If your data is in a non-spatial file format, such as spreadsheets, or CSV files with columns representing the latitude and longitude coordinates, follow these instructions to convert them into a geopandas.GeoDataFrame.

Sample data sets#

In this documentation, we use some sample data sets that you can install separately. In particular, the sample data comprises of the following data sets:

  • Helsinki, Finland

    • A population grid data set of Helsinki city centre, obtained from the Helsinki Region Environmental Services (HSY), licensed under a Creative Commons By Attribution 4.0.

    • An OpenStreetMap extract covering Helsinki (© OpenStreetMap contributors, ODbL license)
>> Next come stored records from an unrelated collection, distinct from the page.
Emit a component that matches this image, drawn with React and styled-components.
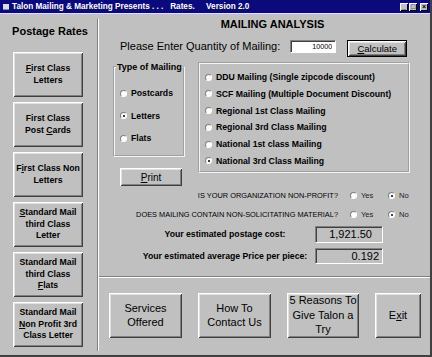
import React from 'react';
import styled, { createGlobalStyle } from 'styled-components';

const face = '#c0c0c0';
const shadow = '#808080';
const dark = '#404040';
const navy = '#0a0a7c';

const GlobalStyle = createGlobalStyle`
  html, body {
    margin: 0;
    padding: 0;
    background: ${face};
  }
  body {
    font-family: 'Liberation Sans', Arial, sans-serif;
    color: #000;
  }
`;

const Window = styled.div`
  width: 432px;
  height: 357px;
  box-sizing: border-box;
  display: flex;
  flex-direction: column;
  background: ${face};
  border-right: 2px solid ${dark};
  border-bottom: 2px solid ${dark};
  overflow: hidden;
`;

const TitleBar = styled.div`
  height: 13px;
  flex-shrink: 0;
  display: flex;
  align-items: center;
  padding: 0 2px 0 3px;
  background: ${navy};
  border-bottom: 1px solid #e4e4e4;
`;

const TitleIcon = styled.span`
  width: 6px;
  height: 5px;
  background: #dcdcdc;
  border-bottom: 1px solid #6a8ad8;
`;

const TitleText = styled.span`
  margin-left: 3px;
  font-size: 8.2px;
  font-weight: bold;
  color: #fff;
  white-space: pre;
`;

const Controls = styled.div`
  margin-left: auto;
  display: flex;
  gap: 1px;
`;

const CtlButton = styled.span`
  width: 8px;
  height: 8px;
  box-sizing: border-box;
  margin-left: ${(p) => (p.$gap ? '2px' : '0')};
  background: ${face};
  box-shadow: inset 1px 1px #fff, inset -1px -1px #000;
  font-size: 7px;
  line-height: 8px;
  text-align: center;
  font-weight: bold;
  color: #000;
`;

const Body = styled.div`
  flex: 1;
  display: flex;
  min-height: 0;
`;

const Sidebar = styled.div`
  width: 97px;
  flex-shrink: 0;
  display: flex;
  flex-direction: column;
  padding-top: 11px;
  box-sizing: border-box;
`;

const SideTitle = styled.div`
  font-size: 11px;
  font-weight: bold;
  line-height: 13px;
  text-align: center;
  padding-left: 3px;
`;

const SideButtons = styled.div`
  display: flex;
  flex-direction: column;
  gap: 5px;
  margin: 14px 0 0 13px;
`;

const Bevel = styled.button`
  margin: 0;
  padding: 0;
  border: none;
  background: ${face};
  font-family: inherit;
  color: #000;
  box-sizing: border-box;
  box-shadow: inset 1px 1px #fff, inset -1px -1px ${dark}, inset 2px 2px #e2e2e2,
    inset -2px -2px ${shadow};
  cursor: default;
`;

const RateButton = styled(Bevel)`
  width: 70px;
  height: 45px;
  font-size: 8.7px;
  font-weight: bold;
  line-height: 11.5px;
`;

const VRule = styled.div`
  width: 0;
  flex-shrink: 0;
  border-left: 1px solid ${shadow};
  border-right: 1px solid #fff;
  margin: 5px 0 4px;
`;

const Main = styled.div`
  flex: 1;
  display: flex;
  flex-direction: column;
  min-width: 0;
`;

const Analysis = styled.div`
  display: flex;
  flex-direction: column;
  padding-top: 4px;
`;

const Heading = styled.div`
  font-size: 11px;
  font-weight: bold;
  line-height: 13px;
  text-align: center;
  padding-left: 16px;
`;

const QtyRow = styled.div`
  display: flex;
  align-items: flex-start;
  margin-top: 9px;
  padding-left: 21px;
`;

const QtyLabel = styled.span`
  font-size: 11px;
  line-height: 13px;
`;

const QtyInput = styled.input`
  width: 46px;
  height: 13px;
  box-sizing: border-box;
  margin: 0 0 0 10px;
  padding: 0 3px 0 0;
  background: #fff;
  border: 1px solid;
  border-color: ${shadow} #fff #fff ${shadow};
  box-shadow: inset 1px 1px ${dark};
  font-family: inherit;
  font-size: 7.2px;
  text-align: right;
  outline: none;
`;

const SmallButton = styled(Bevel)`
  width: ${(p) => p.$w}px;
  height: ${(p) => p.$h}px;
  font-size: 9.5px;
  border: ${(p) => (p.$default ? '1px solid #000' : 'none')};
`;

const CalcButton = styled(SmallButton)`
  margin-left: 11px;
`;

const Panels = styled.div`
  display: grid;
  grid-template-columns: 72px 212px;
  column-gap: 13px;
  align-items: start;
  margin-top: 5px;
  padding-left: 14px;
`;

const LeftCol = styled.div`
  display: flex;
  flex-direction: column;
  align-items: flex-start;
`;

const TypeBox = styled.fieldset`
  width: 72px;
  height: 95px;
  box-sizing: border-box;
  margin: 0;
  min-width: 0;
  padding: 15px 0 0 5px;
  border: 2px groove #f4f4f4;
  display: flex;
  flex-direction: column;
  gap: 10.5px;
`;

const Legend = styled.legend`
  font-size: 9px;
  font-weight: bold;
  line-height: 10px;
  padding: 0 1px;
  margin-left: -4px;
`;

const OptionsBox = styled.div`
  height: 111px;
  box-sizing: border-box;
  border: 2px groove #f4f4f4;
  padding: 7px 0 0 5px;
  display: flex;
  flex-direction: column;
  gap: 4.8px;
`;

const Option = styled.label`
  display: flex;
  align-items: center;
  height: 12px;
  font-size: 8.7px;
  font-weight: bold;
  line-height: 12px;
  white-space: nowrap;
`;

const Dot = styled.span`
  position: relative;
  width: 7px;
  height: 7px;
  box-sizing: border-box;
  flex-shrink: 0;
  margin-right: 4px;
  border-radius: 50%;
  border: 1px solid;
  border-color: ${shadow} #fff #fff ${shadow};
  background: #fff;
  &::after {
    content: '';
    display: ${(p) => (p.$on ? 'block' : 'none')};
    position: absolute;
    left: 1.5px;
    top: 1.5px;
    width: 2px;
    height: 2px;
    border-radius: 50%;
    background: #000;
  }
`;

const PrintButton = styled(SmallButton)`
  margin: 11px 0 0 7px;
  font-size: 10px;
`;

const Questions = styled.div`
  display: grid;
  grid-template-columns: 250px 38px auto;
  grid-auto-rows: 11px;
  row-gap: 8px;
  margin-top: 4px;
`;

const Question = styled.span`
  font-size: 7.4px;
  line-height: 11px;
  text-align: right;
  padding-right: 11px;
  white-space: nowrap;
`;

const Answer = styled.label`
  display: flex;
  align-items: center;
  padding-left: 1px;
  font-size: 7.6px;
  line-height: 11px;
  color: #222;
`;

const Costs = styled.div`
  display: grid;
  grid-template-columns: 216px 68px;
  grid-template-rows: 17px 16px;
  row-gap: 5px;
  margin-top: 5.5px;
  margin-bottom: 12px;
`;

const CostLabel = styled.span`
  align-self: center;
  font-size: 8.7px;
  font-weight: bold;
  text-align: center;
  padding-left: 36px;
  white-space: nowrap;
`;

const CostBox = styled.div`
  box-sizing: border-box;
  border: 1px solid;
  border-color: ${shadow} #fff #fff ${shadow};
  box-shadow: inset 1px 1px ${dark};
  padding-right: ${(p) => p.$pad}px;
  font-size: 11px;
  display: flex;
  align-items: center;
  justify-content: flex-end;
`;

const HRule = styled.div`
  border-top: 1px solid ${shadow};
  border-bottom: 1px solid #fff;
`;

const Footer = styled.div`
  flex: 1;
  display: flex;
  align-items: flex-start;
  gap: 16px;
  padding: 15px 0 0 10px;
`;

const FooterButton = styled(Bevel)`
  width: ${(p) => p.$w}px;
  height: 45px;
  font-size: 11px;
  line-height: 14.5px;
`;

const rates = [
  [<><u>F</u>irst Class</>, 'Letters'],
  ['First Class', <>Post <u>C</u>ards</>],
  [<>F<u>i</u>rst Class Non</>, 'Letters'],
  [<><u>S</u>tandard Mail</>, 'third Class', 'Letter'],
  ['Standard Mail', 'third Class', <><u>F</u>lats</>],
  ['Standard Mail', <><u>N</u>on Profit 3rd</>, 'Class Letter'],
];

const mailings = [
  ['DDU Mailing (Single zipcode discount)', false],
  ['SCF Mailing (Multiple Document Discount)', false],
  ['Regional 1st Class Mailing', false],
  ['Regional 3rd Class Mailing', false],
  ['National 1st class Mailing', false],
  ['National 3rd Class Mailing', true],
];

const types = [
  ['Postcards', false],
  ['Letters', true],
  ['Flats', false],
];

const questions = [
  'IS YOUR ORGANIZATION NON-PROFIT?',
  'DOES MAILING CONTAIN NON-SOLICITATING MATERIAL?',
];

const Lines = ({ lines }) =>
  lines.map((l, i) => (
    <React.Fragment key={i}>
      {i > 0 && <br />}
      {l}
    </React.Fragment>
  ));

export default function App() {
  return (
    <>
      <GlobalStyle />
      <Window>
        <TitleBar>
          <TitleIcon />
          <TitleText>
            {'Talon Mailing & Marketing Presents . . .   Rates.     Version 2.0'}
          </TitleText>
          <Controls>
            <CtlButton>_</CtlButton>
            <CtlButton>□</CtlButton>
            <CtlButton $gap>×</CtlButton>
          </Controls>
        </TitleBar>
        <Body>
          <Sidebar>
            <SideTitle>Postage Rates</SideTitle>
            <SideButtons>
              {rates.map((lines, i) => (
                <RateButton key={i}>
                  <Lines lines={lines} />
                </RateButton>
              ))}
            </SideButtons>
          </Sidebar>
          <VRule />
          <Main>
            <Analysis>
              <Heading>MAILING ANALYSIS</Heading>
              <QtyRow>
                <QtyLabel>Please Enter Quantity of Mailing:</QtyLabel>
                <QtyInput readOnly value="10000" />
                <CalcButton $w={60} $h={17} $default>
                  <u>C</u>alculate
                </CalcButton>
              </QtyRow>
              <Panels>
                <LeftCol>
                  <TypeBox>
                    <Legend>Type of Mailing</Legend>
                    {types.map(([t, on]) => (
                      <Option key={t}>
                        <Dot $on={on} />
                        {t}
                      </Option>
                    ))}
                  </TypeBox>
                  <PrintButton $w={62} $h={18}>
                    <u>P</u>rint
                  </PrintButton>
                </LeftCol>
                <OptionsBox>
                  {mailings.map(([t, on]) => (
                    <Option key={t}>
                      <Dot $on={on} />
                      {t}
                    </Option>
                  ))}
                </OptionsBox>
              </Panels>
              <Questions>
                {questions.map((q) => (
                  <React.Fragment key={q}>
                    <Question>{q}</Question>
                    <Answer>
                      <Dot />
                      Yes
                    </Answer>
                    <Answer>
                      <Dot $on />
                      No
                    </Answer>
                  </React.Fragment>
                ))}
              </Questions>
              <Costs>
                <CostLabel>Your estimated postage cost:</CostLabel>
                <CostBox $pad={10}>1,921.50</CostBox>
                <CostLabel>Your estimated average Price per piece:</CostLabel>
                <CostBox $pad={3}>0.192</CostBox>
              </Costs>
            </Analysis>
            <HRule />
            <Footer>
              <FooterButton $w={73}>
                Services
                <br />
                Offered
              </FooterButton>
              <FooterButton $w={73}>
                How To
                <br />
                Contact Us
              </FooterButton>
              <FooterButton $w={72}>
                5 Reasons To
                <br />
                Give Talon a
                <br />
                Try
              </FooterButton>
              <FooterButton $w={46}>
                E<u>x</u>it
              </FooterButton>
            </Footer>
          </Main>
        </Body>
      </Window>
    </>
  );
}
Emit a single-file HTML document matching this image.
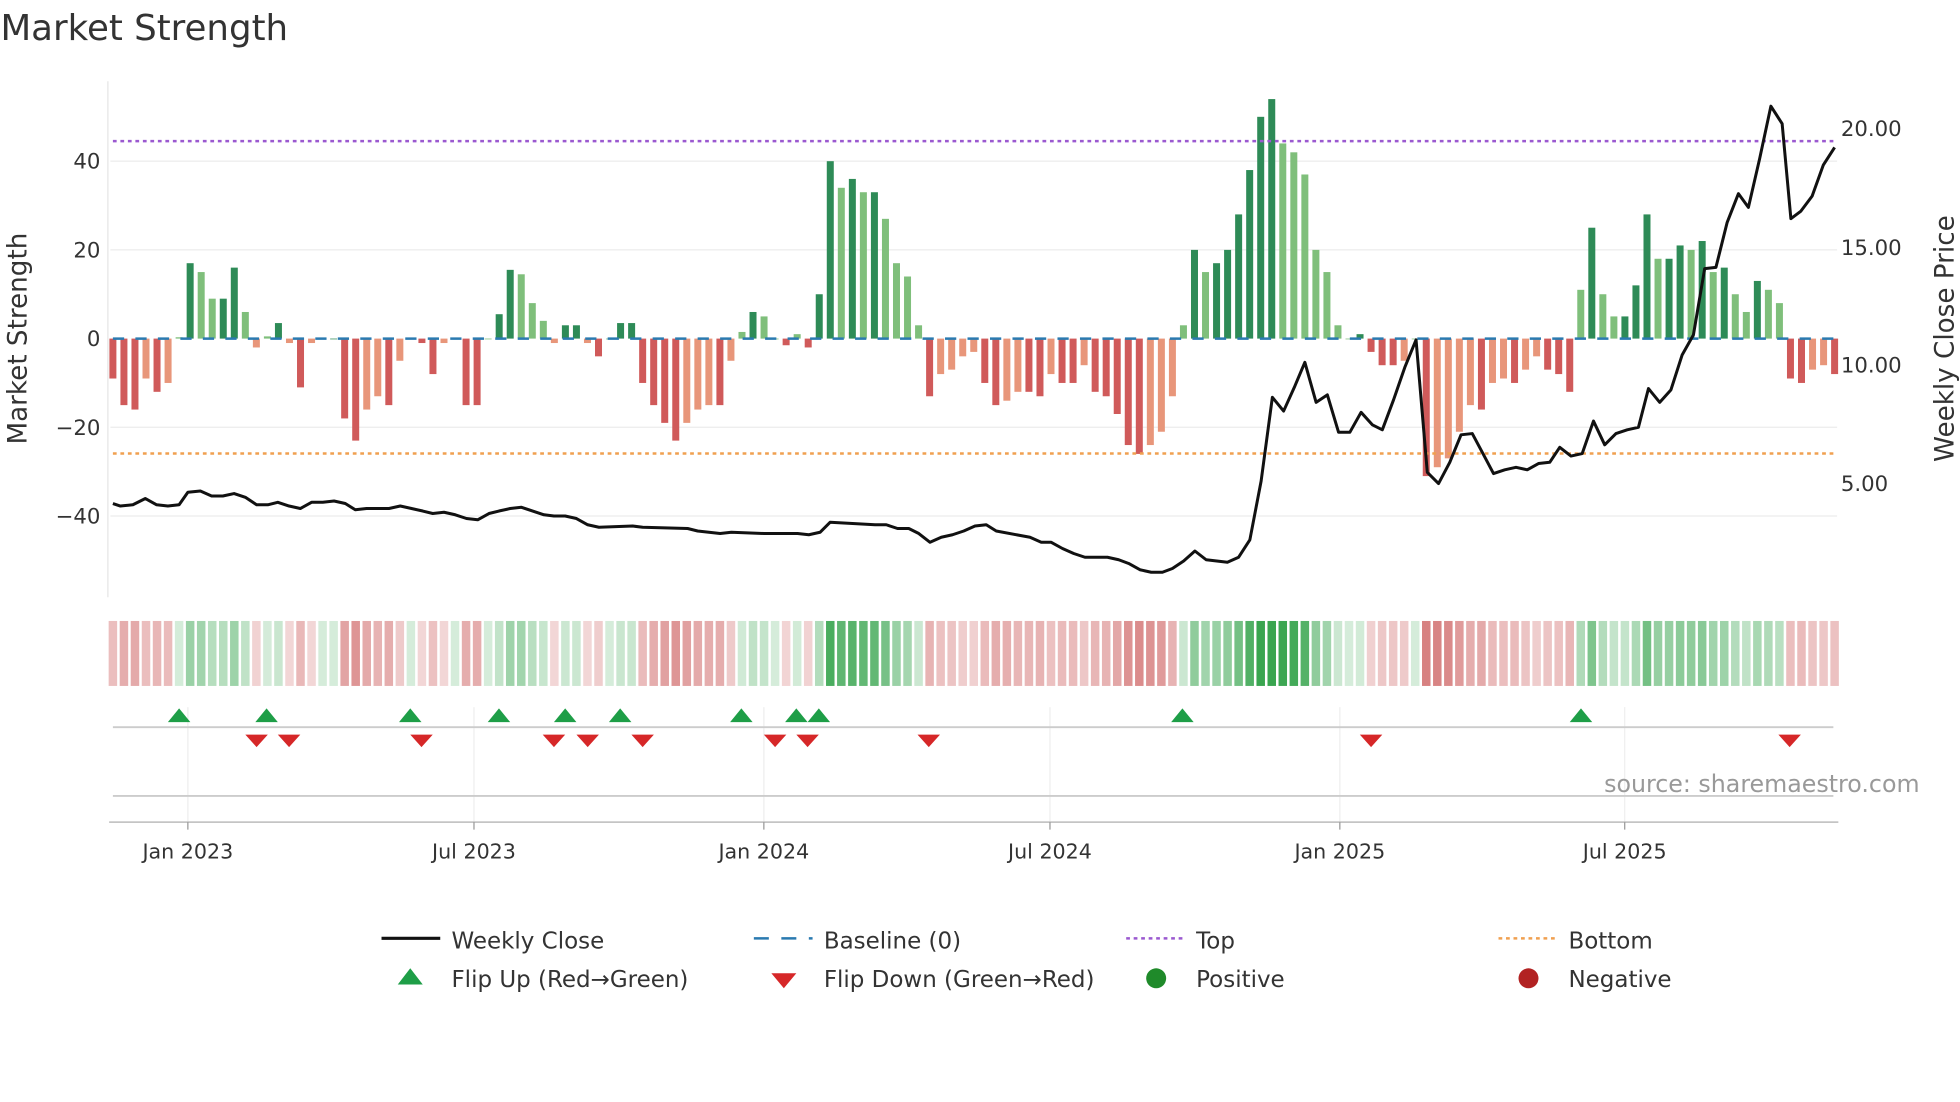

    • A GTFS public transport schedule dataset for Helsinki, cropped and minimised from the official open-data download from Helsingin seudun liikenne’s (HSL) open data web page, licensed under a Creative Commons By Attribution 4.0.

  • São Paulo, Brazil

    • A population grid data set of São Paulo city centre, obtained from the Access to Opportunities Project conducted at the Institute for Applied Economic Research - Ipea, Brazil.

    • An OpenStreetMap extract covering São Paulo city centre.

    • A GTFS public transport schedule dataset for São Paulo, cropped and minimised from the official open-data download from SPTRANS’s open data web page.